Last year astronomers discovered a molecule called methoxy, or CH3O, in a gas cloud. It forms when hydroxyl (OH) and methanol (CH3OH)react. Yet that reaction requires more energy than is available in space, where temperatures hover just above absolute zero.

While not specifically pursuing this mysterious reaction, Dwayne Heard and his team at the University of Leeds in England were exploring the reactivity of hydroxyl with other molecules, including methanol. In the course of the work, the researchers placed the two reactants together in a cryogenic vessel. To their surprise, they found that the reaction was about 50 times faster at -210 degrees Celsius than at room temperature, even though the chilled molecules had far less energy to work with.

In an upcoming Nature Chemistry, Heard’s team explains its finding with a phenomenon called quantum tunneling. Ordinarily, a chemical reaction occurs only if the reacting molecules have enough energy to overcome a threshold known as the energy barrier, which is like a hill. But a peculiar consequence of quantum mechanics is that molecules can occasionally bypass that hill without the requisite energy. “A particle can go right through the bottom of the mountain, almost as if the mountain weren’t there,” says Eric Herbst, an astrochemist at the University of Virginia in Charlottesville.

Heard and his colleagues found that the chances for quantum tunneling improve at low temperatures because slow-moving hydroxyl and methanol molecules are more likely to stick together rather than bounce off each other when they collide. This temporary bond provides more opportunity for tunneling through the energy barrier, hastening the reaction.

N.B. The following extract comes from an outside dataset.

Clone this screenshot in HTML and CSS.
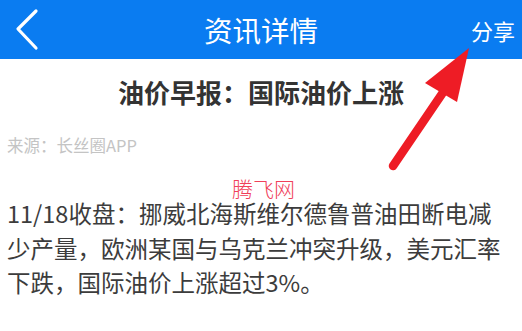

Heard estimates that about 1 in 10 hydroxyl-methanol collisions in space produce methoxy; without quantum tunneling, that would drop to about 1 in 10 million.

Other interstellar molecules may owe their existence to quantum mechanics, says Stephen Klippenstein, a theoretical chemist at Argonne National Laboratory in Illinois. “People will definitely find other reactions like this,” he says. “This will not be a unique case.”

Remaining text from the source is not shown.